Friday, November 12, 2010

November 12, 2010

SO I just realized we only have one more week until we get a break for thanksgiving! YAY :D The break is only one week long, but at least it's something right? It'll be nice to have some time off to spend with my family, it seems we haven't spent time together for a long while. What are you guys planning on doing with your family/friends for thanksgiving??

Oh, and another thing! It's approaching the time where I've been blogging for a year! I'm not sure what I'll do for that...probably nothing. But it'll be pretty monumental that I've stuck with a journal for...that long. Except for my 6th grade journal that our homeroom teacher made us write..But see nothing was happening at the time, so...There really wasn't anything meaningful in there :p So nothing really important to talk about today. Oh, but there is something really funny that happened yesterday..

So my mom and I were in the grocery store yesterday and we were walking through a kind of thin isle, and my mom knocked over some kind of "display box", which spilled at least 100 spices all over the floor. She looked at me in panic and I just said "Walk away, WALK AWAY"
... unfortunately she dropped her keys at our "crime scene" so..we didn't cover up to well.

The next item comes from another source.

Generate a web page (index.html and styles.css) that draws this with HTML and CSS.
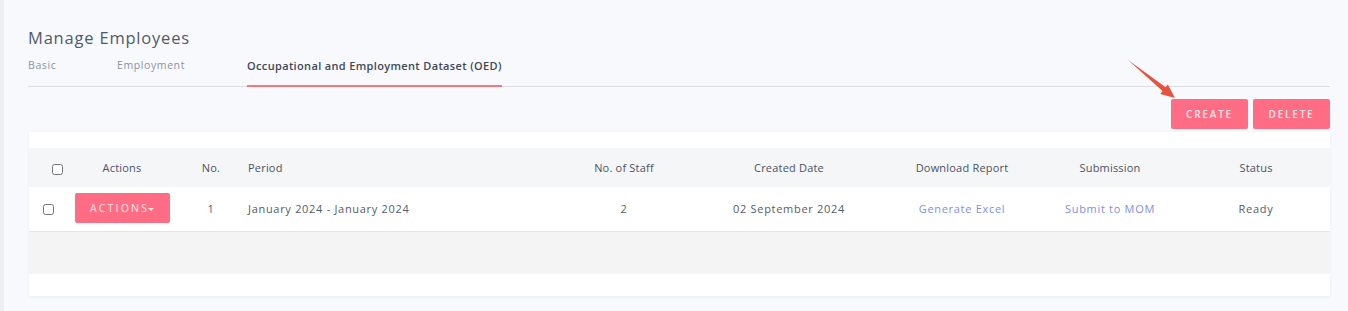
FILE: index.html
```html
<!DOCTYPE html>
<html lang="en">
<head>
    <meta charset="UTF-8">
    <meta name="viewport" content="width=device-width, initial-scale=1.0">
    <title>Manage Employees</title>
    <link rel="stylesheet" href="styles.css">
</head>
<body>

<div class="page">
    <h1 class="page-title">Manage Employees</h1>

    <div class="tabs">
        <a class="tab tab-basic">Basic</a>
        <a class="tab tab-employment">Employment</a>
        <a class="tab active">Occupational and Employment Dataset (OED)</a>
    </div>

    <div class="toolbar">
        <button class="btn-pink">CREATE</button>
        <button class="btn-pink">DELETE</button>
    </div>

    <div class="card">
        <table class="grid">
            <colgroup>
                <col style="width: 40px">
                <col style="width: 106px">
                <col style="width: 72px">
                <col style="width: 323px">
                <col style="width: 108px">
                <col style="width: 222px">
                <col style="width: 124px">
                <col style="width: 172px">
                <col>
            </colgroup>
            <thead>
                <tr>
                    <th class="head-check"><input type="checkbox"></th>
                    <th>Actions</th>
                    <th>No.</th>
                    <th class="left">Period</th>
                    <th>No. of Staff</th>
                    <th>Created Date</th>
                    <th>Download Report</th>
                    <th>Submission</th>
                    <th class="last">Status</th>
                </tr>
            </thead>
            <tbody>
                <tr class="row">
                    <td class="row-check"><input type="checkbox"></td>
                    <td><button class="btn-actions">ACTIONS<span class="caret"></span></button></td>
                    <td>1</td>
                    <td class="left">January 2024 - January 2024</td>
                    <td>2</td>
                    <td>02 September 2024</td>
                    <td><a class="link">Generate Excel</a></td>
                    <td><a class="link">Submit to MOM</a></td>
                    <td class="last">Ready</td>
                </tr>
                <tr class="row-empty">
                    <td colspan="9"></td>
                </tr>
            </tbody>
        </table>
    </div>

    <!-- annotation arrow pointing at CREATE -->
    <svg class="arrow" width="60" height="50" viewBox="0 0 60 50">
        <polygon points="8,5 45.7,32.3 47.9,29.5 55,43 40.3,38.9 42.5,36.1" fill="#e5533d"/>
    </svg>
</div>

</body>
</html>
```

FILE: styles.css
```css
/* page base */
body {
    margin: 0;
    background-color: #f8f9fd;
    font-family: "Open Sans", Arial, sans-serif;
    color: #4e5868;
}

.page {
    position: relative;
    min-height: 311px;
    border-left: 4px solid #eceef3;
    padding: 27px 18px 0 24px;
    box-sizing: border-box;
}

.page-title {
    font-size: 16.5px;
    font-weight: 400;
    color: #4f5b6b;
    margin: 0;
    line-height: 22px;
    letter-spacing: 0.8px;
}

.tabs {
    display: flex;
    border-bottom: 1px solid #dcdde0;
    margin-top: 10px;
}

.tab {
    font-size: 10.5px;
    color: #8a93a3;
    padding-bottom: 13px;
    letter-spacing: 0.6px;
    line-height: 13px;
    border-bottom: 2px solid transparent;
    margin-bottom: -1px;
}

.tab-basic { width: 89px; }
.tab-employment { width: 130px; }

.tab.active {
    color: #3f4857;
    font-weight: 600;
    font-size: 11px;
    letter-spacing: 0.35px;
    border-bottom-color: #f37a78;
}

.toolbar {
    display: flex;
    justify-content: flex-end;
    gap: 5px;
    margin-top: 12px;
}

.btn-pink {
    background-color: #ff6d84;
    color: #fde6ea;
    border: none;
    border-radius: 2px;
    width: 77px;
    height: 30px;
    font-family: inherit;
    font-size: 10px;
    font-weight: 600;
    letter-spacing: 1.8px;
    padding: 0;
}

.card {
    background-color: #ffffff;
    margin-top: 3px;
    margin-left: 1px;
    padding-top: 16px;
    padding-bottom: 22px;
    box-shadow: 0 1px 3px rgba(0, 0, 0, 0.06);
}

.grid {
    width: 100%;
    border-collapse: collapse;
    table-layout: fixed;
    font-size: 11px;
    letter-spacing: 0.2px;
}

.grid th {
    background-color: #f5f6f8;
    font-weight: 400;
    color: #4a5363;
    height: 39px;
    padding: 0;
    text-align: center;
}

.grid td {
    height: 42px;
    padding: 0 0 2px;
    text-align: center;
    color: #555d69;
    letter-spacing: 0.7px;
}

.grid .left {
    text-align: left;
    padding-left: 1px;
}

.grid .last {
    padding-right: 14px;
}

.head-check {
    text-align: left !important;
    padding-left: 23px !important;
}

.row-check {
    text-align: left !important;
    padding-left: 14px !important;
}

input[type="checkbox"] {
    width: 11px;
    height: 11px;
    margin: 0;
    vertical-align: middle;
    accent-color: #888;
}

.row td {
    border-bottom: 1px solid #e4e5e8;
}

.btn-actions {
    background-color: #ff6d84;
    color: #fde6ea;
    border: none;
    border-radius: 2px;
    width: 95px;
    height: 30px;
    font-family: inherit;
    font-size: 10.5px;
    letter-spacing: 2.2px;
    padding: 0;
}

.caret {
    display: inline-block;
    border-left: 3px solid transparent;
    border-right: 3px solid transparent;
    border-top: 3px solid #fde6ea;
    vertical-align: middle;
    margin-left: -1px;
}

.link {
    color: #7f8fde;
}

.row-empty td {
    height: 42px;
    padding: 0;
    background-color: #f4f4f4;
}

.arrow {
    position: absolute;
    left: 1116px;
    top: 55px;
}
```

Wednesday, November 10, 2010

November 10, 2010

Hey buddies :) I'm back, hopefully a little more collected then before. I just realized...Life is a whole lot easier when I'm able to get out and forget about everything. It's hard to explain but, if you're a full time mom, busy student, or a dad with a hectic life, I think you'll know what I mean. Most of the time I'm happier when I'm alone or out of the house (all the time, I really do hate being at home). Most people have been telling me that I used to be really bubbly and happy, and totally off the wall, but now I'm just there. First of all "Ghee thanks guys" and second of all. That's something rather hard to explain (again) But it could be worse. A couple of my friends witnessed me crying in the girls bathroom the other day, and I'm so sorry... unfortunately I can't say that's something that doesn't happen on a regular basis. I can go through the whole day with fake smiles and laughs, but...I'm looking forward to the day when I don't have to fake happiness. Because like I said, happiness is a gift, and, right now it's not something I can find. It's true, I do feel selfish, and like a jerk because I'm not mature enough to look around and see I'm already blessed enough to have what I do, I'm not mature enough to see that even though this is happening, I've still got the one thing that matters the most. I've got God. And I've got a family...I wish I had a reason to feel the way I do, then I wouldn't feel bad for it.

Jeremiah 29:11
Thank you so much for the life I have...


I've got a broken heart
I've got a broken smile
Yep, I've been lyin all the while

Monday, November 8, 2010

November 8, 2010

I know I haven't written in a long time, but.. a lot has happened lately. Boy, life sure does have a lot of drama when I'm only 14. School is ok, but it's really hard. Like I said I'm not really fitting in like I thought I would. The materials are also pretty difficult for me, I'm just not understanding what I should. It's really hard to explain. There's just so much for me to say, so much for me to tell, but I feel like I can't tell anyone or let anyone know how I feel. And it's not because I know them really well, or because I'm close to them, it's just because I CAN'T and I mean literally can't tell anyone what I feel. It's like I write them all down and stick them in a box and lock it up. I guess my way of escaping from it all is writing songs, coming up with sayings...

theres so much I want to do, but can't. So much I want to say, but can't, so much I want to happen, but I know never will.